Preconditioning Kernel Matrices
This addresses scalability issues in kernel machines for large datasets, though it is incremental as it builds on existing conjugate gradient methods.
The paper tackles the poor convergence of conjugate gradient methods for kernel machines due to ill-conditioned kernel matrices by proposing a range of preconditioners, showing that this approach outperforms state-of-the-art approximations for a given computational budget.

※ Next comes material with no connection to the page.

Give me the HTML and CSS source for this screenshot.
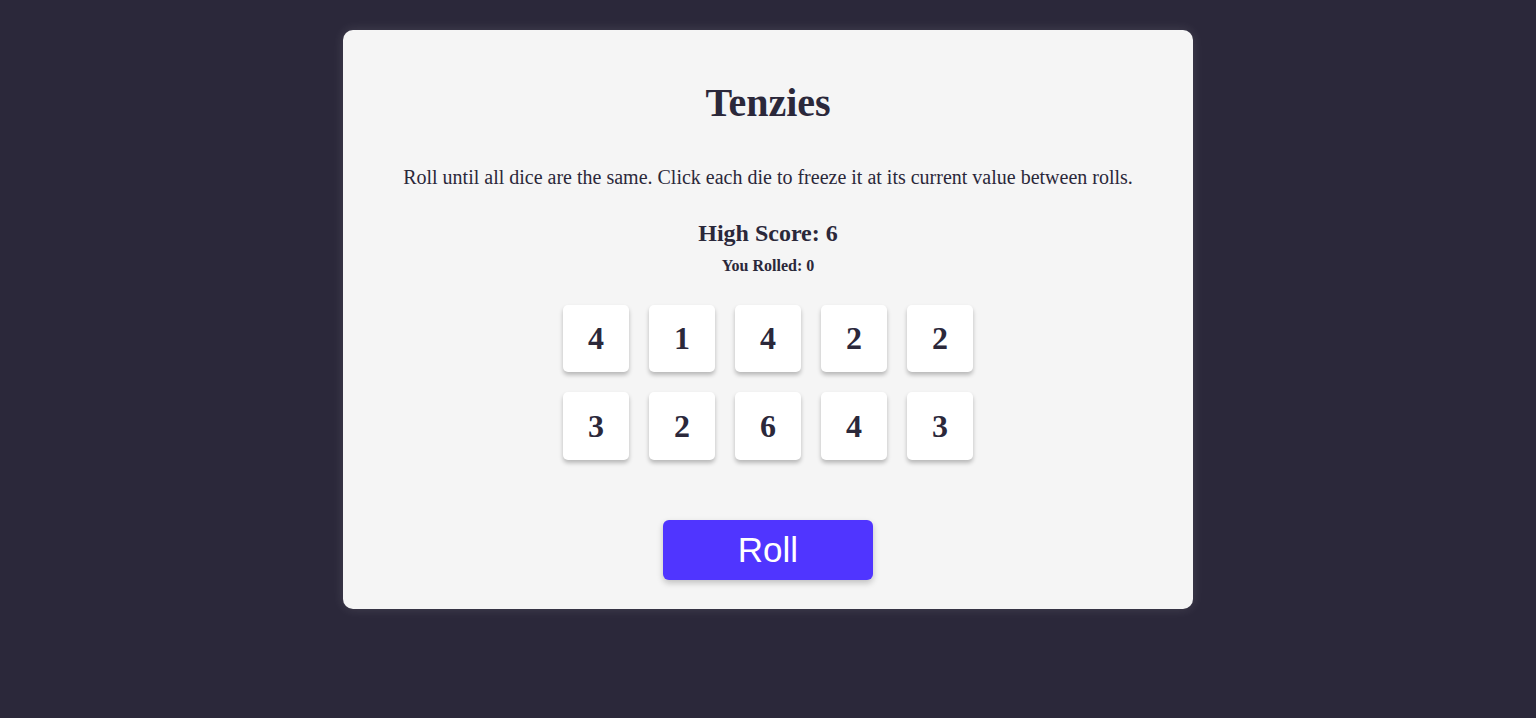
FILE: index.html
```html
<!DOCTYPE html>
<html>
<head>
<meta charset="utf-8">
<link rel="stylesheet" href="styles.css">
</head>
<body>
<main class="card">
  <h1 class="title">Tenzies</h1>
  <p class="instructions">Roll until all dice are the same. Click each die to freeze it at its current value between rolls.</p>
  <h2 class="high-score">High Score: 6</h2>
  <h3 class="rolled">You Rolled: 0</h3>
  <div class="dice">
    <div class="die">4</div>
    <div class="die">1</div>
    <div class="die">4</div>
    <div class="die">2</div>
    <div class="die">2</div>
    <div class="die">3</div>
    <div class="die">2</div>
    <div class="die">6</div>
    <div class="die">4</div>
    <div class="die">3</div>
  </div>
  <button class="roll">Roll</button>
</main>
</body>
</html>
```
FILE: styles.css
```css
html, body {
  margin: 0;
  padding: 0;
}
body {
  background: #2B283A;
  font-family: "Liberation Serif", "Times New Roman", serif;
  color: #2B283A;
  min-height: 718px;
  display: flex;
  justify-content: center;
  align-items: flex-start;
  padding-top: 30px;
  box-sizing: border-box;
}
.card {
  width: 850px;
  height: 579px;
  box-sizing: border-box;
  background: #F5F5F5;
  border-radius: 10px;
  box-shadow: 0 0 12px rgba(255, 255, 255, 0.12);
  display: flex;
  flex-direction: column;
  align-items: center;
  padding-top: 50px;
}
.title {
  font-size: 40px;
  font-weight: bold;
  margin: 0;
  line-height: 46px;
}
.instructions {
  font-size: 20px;
  margin: 40px 0 0;
  line-height: 23px;
}
.high-score {
  font-size: 24px;
  margin: 30px 0 0;
  line-height: 28px;
}
.rolled {
  font-size: 16px;
  margin: 10px 0 0;
  line-height: 17px;
}
.dice {
  display: grid;
  grid-template-columns: repeat(5, 66px);
  grid-template-rows: 67px 68px;
  column-gap: 20px;
  row-gap: 20px;
  margin-top: 31px;
}
.die {
  background: #FFFFFF;
  border-radius: 5px;
  box-shadow: 0 3px 4px rgba(0, 0, 0, 0.25);
  display: flex;
  align-items: center;
  justify-content: center;
  font-size: 32px;
  font-weight: bold;
  color: #2B283A;
}
.roll {
  margin-top: 60px;
  width: 210px;
  height: 60px;
  border: none;
  border-radius: 6px;
  background: #5035FF;
  color: #FFFFFF;
  font-family: "Liberation Sans", Arial, sans-serif;
  font-size: 35px;
  box-shadow: 0 3px 6px rgba(0, 0, 0, 0.22);
  cursor: pointer;
}
```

The computational and storage complexity of kernel machines presents the primary barrier to their scaling to large, modern, datasets. A common way to tackle the scalability issue is to use the conjugate gradient algorithm, which relieves the constraints on both storage (the kernel matrix need not be stored) and computation (both stochastic gradients and parallelization can be used). Even so, conjugate gradient is not without its own issues: the conditioning of kernel matrices is often such that conjugate gradients will have poor convergence in practice. Preconditioning is a common approach to alleviating this issue. Here we propose preconditioned conjugate gradients for kernel machines, and develop a broad range of preconditioners particularly useful for kernel matrices. We describe a scalable approach to both solving kernel machines and learning their hyperparameters. We show this approach is exact in the limit of iterations and outperforms state-of-the-art approximations for a given computational budget.